--- START OF DATA ROWS ---

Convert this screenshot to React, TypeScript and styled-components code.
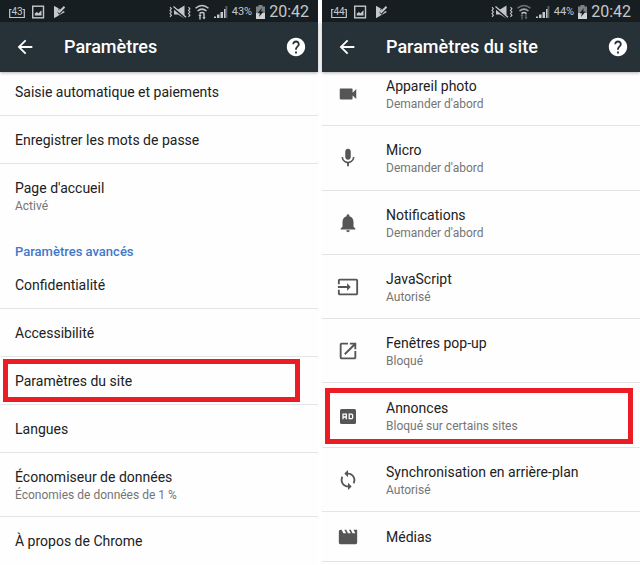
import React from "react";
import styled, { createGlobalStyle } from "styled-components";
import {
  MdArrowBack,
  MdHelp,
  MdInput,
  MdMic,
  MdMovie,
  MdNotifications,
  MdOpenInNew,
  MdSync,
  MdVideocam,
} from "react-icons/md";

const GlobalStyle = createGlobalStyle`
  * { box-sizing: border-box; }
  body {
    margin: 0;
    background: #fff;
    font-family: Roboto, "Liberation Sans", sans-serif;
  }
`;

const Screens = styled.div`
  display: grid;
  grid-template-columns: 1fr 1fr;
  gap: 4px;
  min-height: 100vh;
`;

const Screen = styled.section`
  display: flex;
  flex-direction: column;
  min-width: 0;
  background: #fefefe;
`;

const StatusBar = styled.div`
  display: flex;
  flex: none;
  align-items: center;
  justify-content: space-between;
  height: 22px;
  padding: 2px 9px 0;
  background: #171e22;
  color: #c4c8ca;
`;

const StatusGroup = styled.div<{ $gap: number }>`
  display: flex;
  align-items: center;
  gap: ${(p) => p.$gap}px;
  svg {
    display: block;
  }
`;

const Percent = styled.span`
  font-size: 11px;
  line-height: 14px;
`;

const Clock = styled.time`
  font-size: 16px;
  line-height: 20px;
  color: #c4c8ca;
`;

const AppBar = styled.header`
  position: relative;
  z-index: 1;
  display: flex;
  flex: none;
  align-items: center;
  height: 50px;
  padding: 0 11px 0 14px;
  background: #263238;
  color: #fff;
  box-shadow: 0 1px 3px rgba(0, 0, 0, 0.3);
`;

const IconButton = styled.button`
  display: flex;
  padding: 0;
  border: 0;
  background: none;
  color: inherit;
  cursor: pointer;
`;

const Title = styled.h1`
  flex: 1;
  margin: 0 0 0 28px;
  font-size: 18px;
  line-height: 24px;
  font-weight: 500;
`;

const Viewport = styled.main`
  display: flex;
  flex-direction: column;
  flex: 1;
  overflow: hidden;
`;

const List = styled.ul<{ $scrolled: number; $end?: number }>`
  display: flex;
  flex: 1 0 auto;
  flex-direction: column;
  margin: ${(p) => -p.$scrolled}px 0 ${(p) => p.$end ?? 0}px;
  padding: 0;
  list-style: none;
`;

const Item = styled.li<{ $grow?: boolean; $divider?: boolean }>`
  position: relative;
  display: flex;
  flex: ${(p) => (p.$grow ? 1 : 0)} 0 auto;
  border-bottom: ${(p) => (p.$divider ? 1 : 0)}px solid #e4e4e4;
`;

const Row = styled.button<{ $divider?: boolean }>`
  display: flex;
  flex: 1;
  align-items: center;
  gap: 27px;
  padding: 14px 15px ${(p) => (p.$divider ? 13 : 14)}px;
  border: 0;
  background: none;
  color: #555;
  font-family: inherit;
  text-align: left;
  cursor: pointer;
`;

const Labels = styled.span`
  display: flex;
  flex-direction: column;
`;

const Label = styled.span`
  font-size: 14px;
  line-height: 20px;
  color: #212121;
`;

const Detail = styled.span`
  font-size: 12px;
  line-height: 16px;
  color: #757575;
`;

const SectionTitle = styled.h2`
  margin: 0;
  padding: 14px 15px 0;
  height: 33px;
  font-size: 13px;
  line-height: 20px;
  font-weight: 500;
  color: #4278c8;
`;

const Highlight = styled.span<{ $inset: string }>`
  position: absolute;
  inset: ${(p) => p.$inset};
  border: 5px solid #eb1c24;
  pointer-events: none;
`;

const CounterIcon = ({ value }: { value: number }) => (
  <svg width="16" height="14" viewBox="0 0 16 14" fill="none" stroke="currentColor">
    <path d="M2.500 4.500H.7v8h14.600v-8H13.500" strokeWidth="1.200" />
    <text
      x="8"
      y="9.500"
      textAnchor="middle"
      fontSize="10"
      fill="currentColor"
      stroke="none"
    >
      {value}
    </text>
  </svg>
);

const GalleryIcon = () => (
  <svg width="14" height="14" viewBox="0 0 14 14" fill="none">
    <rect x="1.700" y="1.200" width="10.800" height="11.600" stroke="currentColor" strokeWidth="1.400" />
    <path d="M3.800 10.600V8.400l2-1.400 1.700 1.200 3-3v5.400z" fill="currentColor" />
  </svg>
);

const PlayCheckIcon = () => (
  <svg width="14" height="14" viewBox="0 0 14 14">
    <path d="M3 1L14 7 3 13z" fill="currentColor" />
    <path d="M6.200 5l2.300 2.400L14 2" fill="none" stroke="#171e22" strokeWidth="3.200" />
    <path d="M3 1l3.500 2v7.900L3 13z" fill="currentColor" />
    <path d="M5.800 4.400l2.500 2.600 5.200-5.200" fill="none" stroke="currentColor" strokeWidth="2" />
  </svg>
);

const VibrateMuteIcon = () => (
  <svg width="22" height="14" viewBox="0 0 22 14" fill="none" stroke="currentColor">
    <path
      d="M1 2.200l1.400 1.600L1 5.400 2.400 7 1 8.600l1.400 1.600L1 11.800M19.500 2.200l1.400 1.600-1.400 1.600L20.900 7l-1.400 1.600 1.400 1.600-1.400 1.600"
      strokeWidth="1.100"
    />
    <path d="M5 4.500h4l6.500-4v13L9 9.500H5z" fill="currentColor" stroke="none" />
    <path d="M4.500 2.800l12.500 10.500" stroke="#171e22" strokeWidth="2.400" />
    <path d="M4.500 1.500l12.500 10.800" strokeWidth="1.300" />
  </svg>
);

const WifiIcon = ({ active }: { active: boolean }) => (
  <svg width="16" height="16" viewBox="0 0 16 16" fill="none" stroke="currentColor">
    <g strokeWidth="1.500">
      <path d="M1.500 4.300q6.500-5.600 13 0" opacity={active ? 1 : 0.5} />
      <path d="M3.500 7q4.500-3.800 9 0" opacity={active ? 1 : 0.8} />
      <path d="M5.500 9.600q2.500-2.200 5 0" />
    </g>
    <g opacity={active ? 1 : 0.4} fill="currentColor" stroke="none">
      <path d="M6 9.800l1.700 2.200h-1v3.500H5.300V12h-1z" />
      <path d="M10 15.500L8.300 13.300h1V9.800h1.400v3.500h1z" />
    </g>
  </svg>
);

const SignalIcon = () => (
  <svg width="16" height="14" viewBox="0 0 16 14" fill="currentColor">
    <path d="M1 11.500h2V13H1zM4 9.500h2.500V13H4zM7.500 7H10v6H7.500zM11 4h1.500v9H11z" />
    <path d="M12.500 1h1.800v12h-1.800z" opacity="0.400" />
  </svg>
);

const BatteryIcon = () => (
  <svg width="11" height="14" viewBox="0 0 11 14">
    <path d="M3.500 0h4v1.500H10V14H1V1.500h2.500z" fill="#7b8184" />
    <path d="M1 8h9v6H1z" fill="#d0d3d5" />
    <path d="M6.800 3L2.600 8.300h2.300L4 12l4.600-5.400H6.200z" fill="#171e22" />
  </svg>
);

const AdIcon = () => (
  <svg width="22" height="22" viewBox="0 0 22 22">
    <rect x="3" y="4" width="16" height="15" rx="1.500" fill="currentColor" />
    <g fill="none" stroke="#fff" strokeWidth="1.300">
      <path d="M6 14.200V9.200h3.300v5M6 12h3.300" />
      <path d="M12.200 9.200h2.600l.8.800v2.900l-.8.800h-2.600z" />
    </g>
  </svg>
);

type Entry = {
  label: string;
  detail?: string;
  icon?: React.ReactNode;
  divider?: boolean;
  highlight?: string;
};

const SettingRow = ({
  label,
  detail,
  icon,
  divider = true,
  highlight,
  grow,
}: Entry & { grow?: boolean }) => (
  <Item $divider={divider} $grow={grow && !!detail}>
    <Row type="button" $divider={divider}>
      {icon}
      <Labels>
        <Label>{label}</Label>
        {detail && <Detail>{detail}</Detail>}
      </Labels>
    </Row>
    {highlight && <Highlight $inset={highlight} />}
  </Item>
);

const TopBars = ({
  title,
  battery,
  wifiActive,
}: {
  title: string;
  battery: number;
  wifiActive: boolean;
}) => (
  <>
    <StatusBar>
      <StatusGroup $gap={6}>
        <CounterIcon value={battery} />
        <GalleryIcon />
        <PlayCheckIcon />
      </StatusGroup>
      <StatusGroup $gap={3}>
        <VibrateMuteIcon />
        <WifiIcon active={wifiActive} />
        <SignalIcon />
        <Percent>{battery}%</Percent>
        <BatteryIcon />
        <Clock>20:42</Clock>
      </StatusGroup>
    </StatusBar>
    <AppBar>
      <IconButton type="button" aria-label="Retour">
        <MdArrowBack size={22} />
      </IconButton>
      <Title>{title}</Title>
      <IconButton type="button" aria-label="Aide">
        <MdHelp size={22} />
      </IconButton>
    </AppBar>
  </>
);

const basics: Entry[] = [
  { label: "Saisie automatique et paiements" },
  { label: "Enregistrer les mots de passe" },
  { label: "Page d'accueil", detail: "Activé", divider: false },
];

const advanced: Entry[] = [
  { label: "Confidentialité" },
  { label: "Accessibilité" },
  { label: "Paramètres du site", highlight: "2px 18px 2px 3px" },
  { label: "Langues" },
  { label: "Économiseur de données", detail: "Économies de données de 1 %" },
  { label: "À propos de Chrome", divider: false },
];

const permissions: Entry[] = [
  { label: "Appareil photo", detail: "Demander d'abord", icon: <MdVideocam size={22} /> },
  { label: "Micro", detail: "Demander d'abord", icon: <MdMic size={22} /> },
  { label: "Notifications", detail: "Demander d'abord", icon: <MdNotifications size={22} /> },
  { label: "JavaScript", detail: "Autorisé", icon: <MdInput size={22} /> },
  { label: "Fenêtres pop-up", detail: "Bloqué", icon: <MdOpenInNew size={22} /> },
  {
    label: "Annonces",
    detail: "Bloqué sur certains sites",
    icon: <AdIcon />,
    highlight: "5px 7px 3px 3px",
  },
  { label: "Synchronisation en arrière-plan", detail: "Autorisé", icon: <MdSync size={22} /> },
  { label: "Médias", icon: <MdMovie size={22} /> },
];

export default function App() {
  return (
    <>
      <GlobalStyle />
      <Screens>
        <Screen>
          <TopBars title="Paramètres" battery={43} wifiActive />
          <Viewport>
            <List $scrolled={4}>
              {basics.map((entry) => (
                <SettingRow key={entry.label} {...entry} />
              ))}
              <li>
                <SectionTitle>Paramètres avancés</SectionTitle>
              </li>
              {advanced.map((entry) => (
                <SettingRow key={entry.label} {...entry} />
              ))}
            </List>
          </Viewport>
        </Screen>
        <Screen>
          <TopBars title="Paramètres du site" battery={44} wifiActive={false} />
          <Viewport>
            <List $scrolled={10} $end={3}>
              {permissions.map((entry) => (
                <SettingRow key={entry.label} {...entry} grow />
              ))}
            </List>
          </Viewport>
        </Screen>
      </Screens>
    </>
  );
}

--- END OF DATA ROWS ---
--- START OF DATA ROWS ---

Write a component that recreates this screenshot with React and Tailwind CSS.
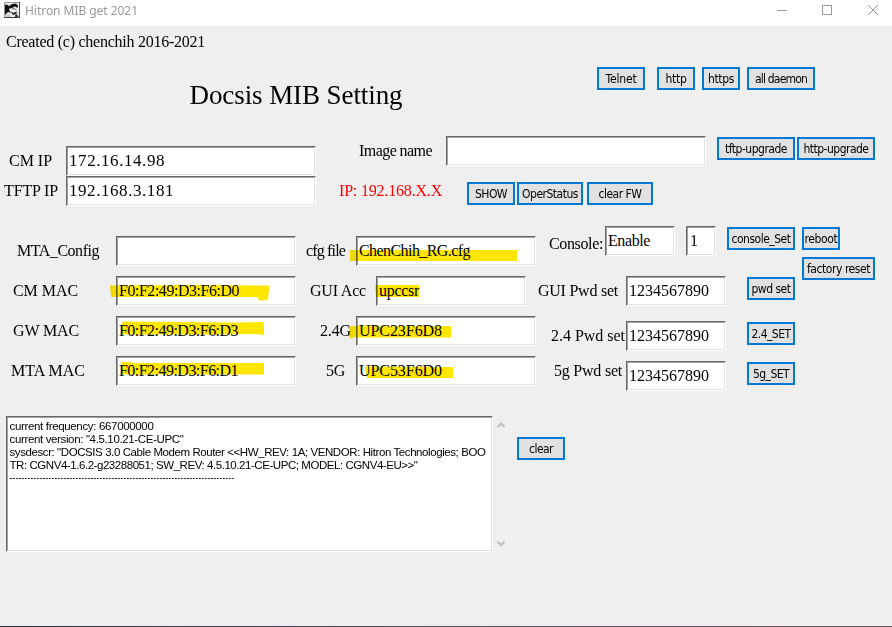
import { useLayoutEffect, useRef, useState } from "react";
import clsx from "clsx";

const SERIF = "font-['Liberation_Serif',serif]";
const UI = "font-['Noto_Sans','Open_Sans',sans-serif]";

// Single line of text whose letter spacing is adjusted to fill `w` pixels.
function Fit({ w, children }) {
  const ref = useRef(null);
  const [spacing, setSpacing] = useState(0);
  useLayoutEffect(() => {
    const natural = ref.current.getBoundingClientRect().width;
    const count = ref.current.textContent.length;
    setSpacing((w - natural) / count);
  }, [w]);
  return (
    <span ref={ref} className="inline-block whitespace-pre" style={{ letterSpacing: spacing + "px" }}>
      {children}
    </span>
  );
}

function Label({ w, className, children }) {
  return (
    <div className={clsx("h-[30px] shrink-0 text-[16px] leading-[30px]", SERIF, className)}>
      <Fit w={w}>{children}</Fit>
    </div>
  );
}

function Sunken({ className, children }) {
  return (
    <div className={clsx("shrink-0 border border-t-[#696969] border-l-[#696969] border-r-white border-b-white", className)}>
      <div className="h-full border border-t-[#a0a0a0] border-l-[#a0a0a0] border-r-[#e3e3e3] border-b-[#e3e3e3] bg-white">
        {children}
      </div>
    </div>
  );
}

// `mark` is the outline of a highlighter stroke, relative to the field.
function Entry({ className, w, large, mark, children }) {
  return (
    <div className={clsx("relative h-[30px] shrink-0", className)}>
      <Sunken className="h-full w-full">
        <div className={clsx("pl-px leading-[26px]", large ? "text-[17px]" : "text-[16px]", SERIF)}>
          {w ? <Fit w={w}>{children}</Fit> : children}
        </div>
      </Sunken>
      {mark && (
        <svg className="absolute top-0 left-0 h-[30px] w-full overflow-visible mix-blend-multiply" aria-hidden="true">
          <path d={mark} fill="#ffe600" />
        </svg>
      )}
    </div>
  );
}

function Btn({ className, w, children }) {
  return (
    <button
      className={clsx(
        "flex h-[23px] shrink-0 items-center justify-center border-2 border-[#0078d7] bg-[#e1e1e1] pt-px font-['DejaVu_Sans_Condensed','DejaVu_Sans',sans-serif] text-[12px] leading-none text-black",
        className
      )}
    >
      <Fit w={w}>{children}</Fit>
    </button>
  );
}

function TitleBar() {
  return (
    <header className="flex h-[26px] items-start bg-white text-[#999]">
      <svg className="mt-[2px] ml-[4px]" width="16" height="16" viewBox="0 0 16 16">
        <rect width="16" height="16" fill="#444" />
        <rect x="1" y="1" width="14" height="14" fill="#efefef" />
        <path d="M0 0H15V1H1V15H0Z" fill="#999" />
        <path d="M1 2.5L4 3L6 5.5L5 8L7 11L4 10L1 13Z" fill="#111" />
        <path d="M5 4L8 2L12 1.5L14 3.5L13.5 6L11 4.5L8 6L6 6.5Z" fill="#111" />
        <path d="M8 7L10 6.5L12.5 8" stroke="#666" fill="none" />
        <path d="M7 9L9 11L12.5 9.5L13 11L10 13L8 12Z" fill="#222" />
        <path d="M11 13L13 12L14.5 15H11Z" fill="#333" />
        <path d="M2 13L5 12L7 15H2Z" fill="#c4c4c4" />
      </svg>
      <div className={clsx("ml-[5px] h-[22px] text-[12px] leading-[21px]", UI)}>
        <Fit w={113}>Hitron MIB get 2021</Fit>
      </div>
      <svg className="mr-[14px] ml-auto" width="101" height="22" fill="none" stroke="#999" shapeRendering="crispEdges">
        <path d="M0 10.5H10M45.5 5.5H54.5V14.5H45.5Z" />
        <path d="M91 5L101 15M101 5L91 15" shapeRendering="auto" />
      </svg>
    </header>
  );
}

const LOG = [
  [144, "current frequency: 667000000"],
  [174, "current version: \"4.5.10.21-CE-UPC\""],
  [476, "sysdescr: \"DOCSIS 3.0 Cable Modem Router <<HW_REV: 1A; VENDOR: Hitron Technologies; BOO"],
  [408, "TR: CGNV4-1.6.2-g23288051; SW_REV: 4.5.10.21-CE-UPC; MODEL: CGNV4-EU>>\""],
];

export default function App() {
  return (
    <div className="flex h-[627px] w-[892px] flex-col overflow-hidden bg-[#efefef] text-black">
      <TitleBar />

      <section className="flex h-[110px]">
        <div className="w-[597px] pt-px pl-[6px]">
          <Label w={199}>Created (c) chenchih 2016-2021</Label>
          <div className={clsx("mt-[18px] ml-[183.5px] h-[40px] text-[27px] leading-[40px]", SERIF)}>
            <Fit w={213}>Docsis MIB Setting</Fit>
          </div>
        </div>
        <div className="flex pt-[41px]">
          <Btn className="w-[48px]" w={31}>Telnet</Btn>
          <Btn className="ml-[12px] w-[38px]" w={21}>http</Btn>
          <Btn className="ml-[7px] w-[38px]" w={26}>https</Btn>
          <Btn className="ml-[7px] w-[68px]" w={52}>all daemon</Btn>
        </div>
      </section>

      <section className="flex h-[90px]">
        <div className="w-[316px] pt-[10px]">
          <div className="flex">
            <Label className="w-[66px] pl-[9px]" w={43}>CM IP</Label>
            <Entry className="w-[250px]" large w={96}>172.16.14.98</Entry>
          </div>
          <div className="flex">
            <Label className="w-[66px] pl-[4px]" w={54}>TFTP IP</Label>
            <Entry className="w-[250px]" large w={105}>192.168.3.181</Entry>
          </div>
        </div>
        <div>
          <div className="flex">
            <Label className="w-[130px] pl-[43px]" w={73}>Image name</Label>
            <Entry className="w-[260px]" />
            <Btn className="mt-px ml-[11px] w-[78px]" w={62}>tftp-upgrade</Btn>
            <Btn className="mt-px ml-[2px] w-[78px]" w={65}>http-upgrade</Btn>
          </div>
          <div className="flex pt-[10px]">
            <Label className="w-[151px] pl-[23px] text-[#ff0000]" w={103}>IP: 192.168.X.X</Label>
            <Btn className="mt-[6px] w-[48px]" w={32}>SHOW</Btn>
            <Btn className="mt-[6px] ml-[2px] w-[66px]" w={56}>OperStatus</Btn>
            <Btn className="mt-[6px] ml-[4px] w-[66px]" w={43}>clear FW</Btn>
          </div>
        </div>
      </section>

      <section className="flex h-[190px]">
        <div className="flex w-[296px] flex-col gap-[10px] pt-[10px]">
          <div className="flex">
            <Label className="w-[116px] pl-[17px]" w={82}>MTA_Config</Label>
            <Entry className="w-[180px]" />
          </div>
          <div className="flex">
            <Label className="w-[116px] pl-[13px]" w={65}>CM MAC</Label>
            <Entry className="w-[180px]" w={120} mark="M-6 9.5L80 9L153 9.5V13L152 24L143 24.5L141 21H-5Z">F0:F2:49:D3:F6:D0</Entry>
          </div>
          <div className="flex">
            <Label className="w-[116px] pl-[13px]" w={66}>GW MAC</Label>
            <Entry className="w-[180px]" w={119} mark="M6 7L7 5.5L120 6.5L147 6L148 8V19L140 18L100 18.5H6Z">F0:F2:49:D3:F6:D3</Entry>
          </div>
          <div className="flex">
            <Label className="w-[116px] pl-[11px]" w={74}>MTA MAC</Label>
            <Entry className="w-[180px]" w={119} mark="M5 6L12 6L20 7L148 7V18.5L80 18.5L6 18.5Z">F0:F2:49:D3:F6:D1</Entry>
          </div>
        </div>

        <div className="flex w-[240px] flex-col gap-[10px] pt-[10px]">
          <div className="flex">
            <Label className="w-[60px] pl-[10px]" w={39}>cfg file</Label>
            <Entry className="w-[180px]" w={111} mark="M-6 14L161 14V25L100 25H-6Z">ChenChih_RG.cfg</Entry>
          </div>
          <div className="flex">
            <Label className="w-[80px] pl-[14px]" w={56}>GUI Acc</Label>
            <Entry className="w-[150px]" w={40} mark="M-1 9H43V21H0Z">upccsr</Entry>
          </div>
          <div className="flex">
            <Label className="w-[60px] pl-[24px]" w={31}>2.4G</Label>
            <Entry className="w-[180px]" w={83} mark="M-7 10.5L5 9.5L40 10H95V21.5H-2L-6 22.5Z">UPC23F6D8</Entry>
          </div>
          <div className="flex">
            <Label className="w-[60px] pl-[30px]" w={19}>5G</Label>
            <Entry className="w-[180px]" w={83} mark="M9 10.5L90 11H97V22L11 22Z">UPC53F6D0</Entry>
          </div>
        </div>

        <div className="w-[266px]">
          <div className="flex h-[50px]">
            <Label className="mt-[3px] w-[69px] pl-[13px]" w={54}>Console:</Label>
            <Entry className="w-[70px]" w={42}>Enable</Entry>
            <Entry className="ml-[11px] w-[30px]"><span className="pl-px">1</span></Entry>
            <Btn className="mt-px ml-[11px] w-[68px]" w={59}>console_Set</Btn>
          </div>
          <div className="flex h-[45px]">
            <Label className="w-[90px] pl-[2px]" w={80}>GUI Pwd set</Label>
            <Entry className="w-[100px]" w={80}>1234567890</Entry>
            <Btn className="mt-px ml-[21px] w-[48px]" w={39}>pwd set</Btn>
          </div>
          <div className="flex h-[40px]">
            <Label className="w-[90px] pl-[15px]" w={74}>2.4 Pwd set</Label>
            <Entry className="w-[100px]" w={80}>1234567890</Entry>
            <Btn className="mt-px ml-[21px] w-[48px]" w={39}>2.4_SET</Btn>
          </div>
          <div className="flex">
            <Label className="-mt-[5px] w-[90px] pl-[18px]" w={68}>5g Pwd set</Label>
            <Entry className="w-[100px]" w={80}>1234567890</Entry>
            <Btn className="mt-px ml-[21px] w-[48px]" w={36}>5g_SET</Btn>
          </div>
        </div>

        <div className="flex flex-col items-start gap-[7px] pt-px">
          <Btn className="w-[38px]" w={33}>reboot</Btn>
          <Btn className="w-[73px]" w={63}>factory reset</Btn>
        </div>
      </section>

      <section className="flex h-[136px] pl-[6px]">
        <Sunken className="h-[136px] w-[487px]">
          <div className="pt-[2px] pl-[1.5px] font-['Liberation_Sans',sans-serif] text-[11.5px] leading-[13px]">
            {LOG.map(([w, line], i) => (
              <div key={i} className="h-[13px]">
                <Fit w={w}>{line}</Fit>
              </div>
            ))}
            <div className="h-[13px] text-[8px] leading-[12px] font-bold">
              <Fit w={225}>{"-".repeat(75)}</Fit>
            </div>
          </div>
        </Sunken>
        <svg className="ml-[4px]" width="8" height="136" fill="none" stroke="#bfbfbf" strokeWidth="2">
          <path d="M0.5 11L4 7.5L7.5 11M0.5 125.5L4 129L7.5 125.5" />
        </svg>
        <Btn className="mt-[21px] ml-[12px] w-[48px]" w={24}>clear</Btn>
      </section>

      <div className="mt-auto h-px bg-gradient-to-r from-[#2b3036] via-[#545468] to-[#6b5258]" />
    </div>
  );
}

--- END OF DATA ROWS ---

### PROMPT
Give every line of the material that includes the string "components".

### SOLUTION TO THE PROBLEM
Convert this screenshot to React, TypeScript and styled-components code.
import styled, { createGlobalStyle } from "styled-components";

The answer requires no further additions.